Wednesday 29th February, 2012
10:40am to 11:20am
Entrepreneurs and industry executives know that Big Data has the potential to transform the way business is done. But thus far, Big Data has not lived up to the hype. Why? Because a lot of us are making a rookie mistake – a mistake that Panjiva CEO Josh Green made the first time he came up against Big Data – we’re becoming smitten with data sets and trying to find problems that our data sets of choice can help solve.
In the past, entrepreneurs and executives had limited data at their disposal. Coming across a new data set was a rare and precious moment – a bit like striking gold. In this world, an intensive focus on a new data set made sense, because you never knew when you would come across additional data.

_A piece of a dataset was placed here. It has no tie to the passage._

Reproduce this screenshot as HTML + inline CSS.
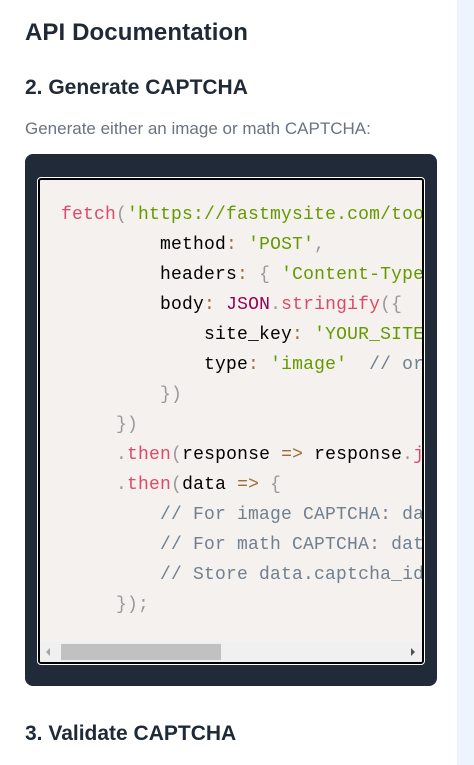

These instincts, honed in a world of scarce data, are downright dangerous in a world of virtually limitless data.
Working with data is hard. It takes time and money – and, in today’s world, there’s opportunity cost associated with it. When you’re playing around with Data Set A, you’re missing out on an opportunity to play with Data Set B.
To succeed in the Big Data world, entrepreneurs and executives need to be ruthless in prioritizing which data sets they’re going to dig into – and which they’re going to steer clear of. How best to prioritize? In the same way that businesses have always prioritized – by focusing our time, our money, and our energy on our toughest problems.
It all starts with the identification of a problem worth solving. This is a decision that can be made without ever touching Big Data. Once the problem has been identified, the hunt for data is on. And that’s where the real fun begins. Because in today’s Big Data world, the hunt is almost always successful.
Josh will discuss his experiences working with some of the world’s largest companies (Panjiva currently counts over 35 Fortune 500 companies as clients) to track down data to solve a real-world problem – and help you avoid many of the mistakes that he’s made along the way.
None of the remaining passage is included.